On Monday 20 March 2006 22:25, [email protected] wrote:
> Quoting "Rafael J. Wysocki" <[email protected]>:
>
> > Hi,
> >
> > On Sunday 19 March 2006 16:34, Con Kolivas wrote:
> > >
> > > Swsusp reclaims a lot of memory during the suspend cycle and can benefit
> > > from the aggressive_swap_prefetch mode immediately upon resuming.
> >
> > It slows down the resume on my box way too much. Last time it took 10x more
> > time than actually reading the image.
> >
> > I think the problem is for the userland suspend (which I use) it's done too
> > early,
> > when the image pages are still in the swap, so they are taken into
> > consideration
> > by the aggressive prefetch. If that really is the case, the solution would
> > be to
> > trigger the aggressive prefetch from the userland, if needed, after the
> > image
> > pages have been released.
>
> I assume this is unique to the userland resume as the in-kernel resume is not
> slowed down?
Sorry, I was wrong. After resume the image pages in the swap are visible as
free, because we allocate them after we have created the image (ie. the image
contains the system state in which these pages are free).

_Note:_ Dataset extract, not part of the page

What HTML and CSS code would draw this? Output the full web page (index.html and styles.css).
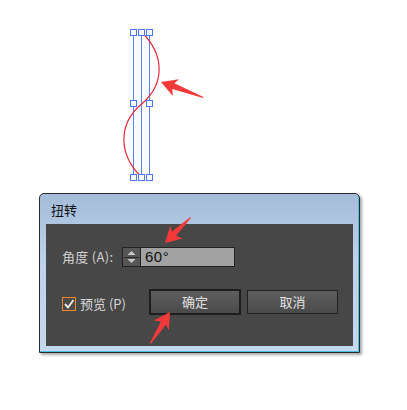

Well, this means I really don't know what happens and what causes the
slowdown. It certainly is related to the aggressive prefetch hook in
swsusp_suspend(). [It seems to search the whole swap, but it doesn't
actually prefetch anything. Strange.]
> If so, is there a way to differentiate the two so we only aggressively
> prefetch on kernel resume - is that what you meant by doing it in the
> other file?
Basically, yes. swsusp.c and snapshot.c contain common functions,
disk.c and swap.c contain the code used by the built-in swsusp only,
and user.c contains the userland interface. If you want something to
be run by the built-in swsusp only, place it in disk.c.
Still in this particular case it won't matter, I'm afraid.